Local Natives
Bands as sturdy as L.A.’s Local Natives don’t come around too often, and neither do debut albums as fully-realized as 2009’s Gorilla Manor. In our “Best New Music” era, where music listeners are constantly bombarded every five minutes with the “next big thing,” here was an indie-rock band that screamed longevity straight out of the gate, with three multi-instrumentalist songwriters (Kelcey Ayer, Taylor Rice, Ryan Hahn) and a tastefully dextrous drummer (Matt Frazier), all of whom wrote and played with a grace and subtlety of a band two decades into their career. In our flashy digital age, Gorilla Manor sounded like a thrillingly organic relic from another time: choral harmonies, artful arrangements, lyrics that felt lived-in and wise.
But even if their music sounded assured beyond its years, this was still a young band—one faced with that cliched dread of the sophomore slump.

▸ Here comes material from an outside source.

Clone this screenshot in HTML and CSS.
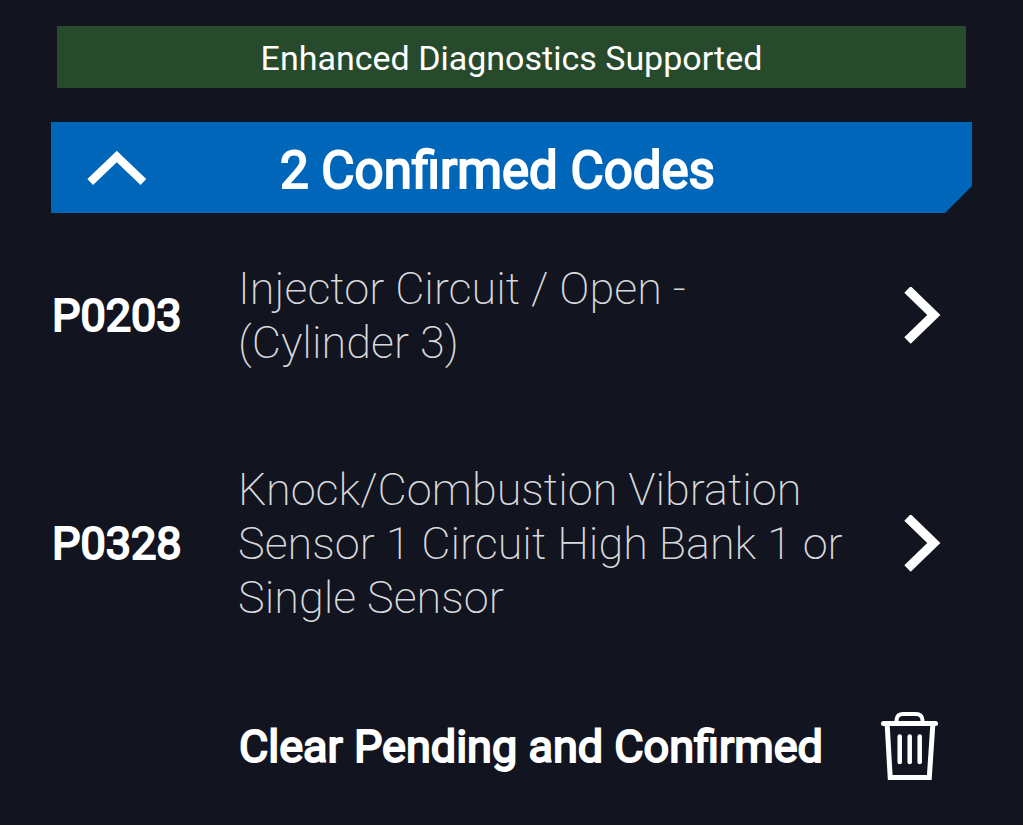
FILE: index.html
```html
<!DOCTYPE html>
<html lang="en">
<head>
<meta charset="utf-8">
<meta name="viewport" content="width=device-width, initial-scale=1">
<title>Diagnostic Codes</title>
<link rel="stylesheet" href="styles.css">
</head>
<body>
<main class="page">
  <p class="notice">Enhanced Diagnostics Supported</p>
  <section class="codes">
    <button class="header" type="button" aria-expanded="true">
      <svg class="caret" viewBox="0 0 60 36" aria-hidden="true"><path d="M3.200 31L29.800 5.500L56.400 31" fill="none" stroke="#fff" stroke-width="8.200"/></svg>
      <span class="header-title">2 Confirmed Codes</span>
    </button>
    <ul class="list">
      <li><a class="row" href="#p0203">
        <span class="code">P0203</span>
        <span class="desc">Injector Circuit / Open - (Cylinder 3)</span>
        <svg class="chevron" viewBox="0 0 38 58" aria-hidden="true"><path d="M3.500 2.500L29.800 28L3.500 53.500" fill="none" stroke="#fff" stroke-width="9.200"/></svg>
      </a></li>
      <li><a class="row" href="#p0328">
        <span class="code">P0328</span>
        <span class="desc">Knock/Combustion Vibration Sensor 1 Circuit High Bank 1 or Single Sensor</span>
        <svg class="chevron" viewBox="0 0 38 58" aria-hidden="true"><path d="M3.500 2.500L29.800 28L3.500 53.500" fill="none" stroke="#fff" stroke-width="9.200"/></svg>
      </a></li>
    </ul>
    <button class="clear" type="button">
      <span class="clear-label">Clear Pending and Confirmed</span>
      <svg class="trash" viewBox="0 0 58 70" aria-hidden="true"><g fill="none" stroke="#fff" stroke-linecap="round"><path d="M2.500 11.500H54.500" stroke-width="5"/><path d="M15.500 10V8Q16 2 22 2H35Q41 2 41.500 8V10" stroke-width="4"/><path d="M6.200 13L9.200 65.500H48.300L51.800 13" stroke-width="5"/><path d="M18.700 24.500V50M28.700 24.500V50M38.700 24.500V50" stroke-width="4.500"/></g></svg>
    </button>
  </section>
</main>
</body>
</html>
```
FILE: styles.css
```css
* { box-sizing: border-box; }
body { margin: 0; background: #12141f; color: #fff; font-family: Roboto, sans-serif; }
.page { padding: 26px 51px 40px; }
.notice { margin: 0 6px 34px; padding: 13px 0 11px; background: #274a2d; text-align: center; font-size: 34px; line-height: 38px; }
.header { display: flex; align-items: center; width: 100%; padding: 19px 36px 12px; border: 0; background: #0066b9; clip-path: polygon(0 0, 100% 0, 100% calc(100% - 27px), calc(100% - 27px) 100%, 0 100%); color: inherit; font-family: inherit; cursor: pointer; }
.caret { width: 60px; height: 36px; flex: none; margin-bottom: 4px; }
.header-title { flex: 1; padding-right: 88px; text-align: center; font-size: 51px; font-weight: 400; line-height: 60px; -webkit-text-stroke: 2px currentColor; }
.list { margin: 0; padding: 49px 0 0; list-style: none; display: grid; gap: 93px; }
.row { display: flex; align-items: center; padding-right: 30px; color: inherit; text-decoration: none; }
.code { flex: none; width: 187px; padding-left: 1px; font-size: 45px; font-weight: 400; line-height: 54px; -webkit-text-stroke: 2px currentColor; }
.desc { flex: 1; padding-right: 48px; color: #d8d9dc; font-size: 45px; font-weight: 200; line-height: 54px; }
.chevron { flex: none; width: 38px; height: 58px; }
.clear { display: flex; align-items: center; justify-content: space-between; width: 100%; margin-top: 87px; padding: 0 33px 0 188px; border: 0; background: none; color: inherit; font-family: inherit; cursor: pointer; }
.clear-label { font-size: 45px; font-weight: 400; line-height: 54px; -webkit-text-stroke: 2px currentColor; }
.trash { flex: none; width: 58px; height: 70px; }
```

In the face of the obvious critical and commercial pressure, they could have taken the early Beatles approach, quickly cranking out another album to build on their blossoming momentum. Instead, they followed their instincts and took the high road.
“Any sort of pressure that we felt would be self-imposed,” says Kelcey Ayer. “In the end, we all would just love to do this for the rest of our lives and have a career like so many bands we look up to, so I think we all knew what it would mean to have a great second record or a shit second record and what that would mean for us going forward. We wanted to write something we were proud of, and we weren’t that concerned how people would react. It was less about what people want to hear and more about us trying to evolve. We didn’t want to repeat ourselves. I think we all really look up to artists who move in one direction or another between albums. So that’s definitely something we set out to do, but we didn’t want to put something out there before it was ready, so we wanted to take all the time we needed to do it right.”
And time they took: After touring the America and Europe (opening for high-profile acts like The National and Arcade Fire), the band retreated to an abandoned bungalow rehearsal space in Silver Lake, where they immersed themselves in sonic experimentation, testing out the various effects and juxtapositions that would define their forthcoming album. After initially tracking in Montreal, they enlisted the assistance of National guitarist-producer Aaron Dessner, who invited the band to his Brooklyn home, where they lived while tracking in his convenient studio-garage. The result is Hummingbird, their more varied, visceral, and vulnerable sophomore album.
“There were a number of other songs that didn’t make it on the record that were pretty cool,” Ayer says, “but if it didn’t have the fingerprint of each member, it wasn’t going to feel like a band song. But with that in mind, we always try to collaborate as soon as possible on an idea so that it can grow with two people and bring another person in and finish it with the four of us. It can happen in a number of ways—Ryan and Taylor and I write, in any incarnation of us, and Matt on drums will always try to see where it goes. It’s a bit of an argument process—it just takes us a long time to work on stuff and get on the same page because everyone’s so opinionated. And everyone’s involved—it’s not just one main songwriter writing everything. That can lead us to be frustrated sometimes, but I think everyone in the band is so focused on when the four of us can create something we all like and we all want, but it’s just hard to get there.”
Dessner’s presence on production was undeniable. Tracks like the jagged, tense rocker “Breakers” seem to draw influence from their mentor’s own band—but his influence was more vital as a sounding board, another opinionated voice to help resolve disputes and focus the sprawl of three songwriters and their grand musical ambitions.
“Most of all, we did look up to his opinion a lot,” Ayer says, “but what was cool about Aaron is that he could provide perspective outside of where our heads were at. We’d been writing songs for a year before he came into the mix, so it was cool for him to have one foot in on the creative process and help us sort things out, and one foot outside of it. He would just always say, ‘Don’t over-think.’ And we tend to do that, but he helped us step outside of that: ‘Don’t worry about that part; don’t worry about that line.’ It was nice to have that kind of help.”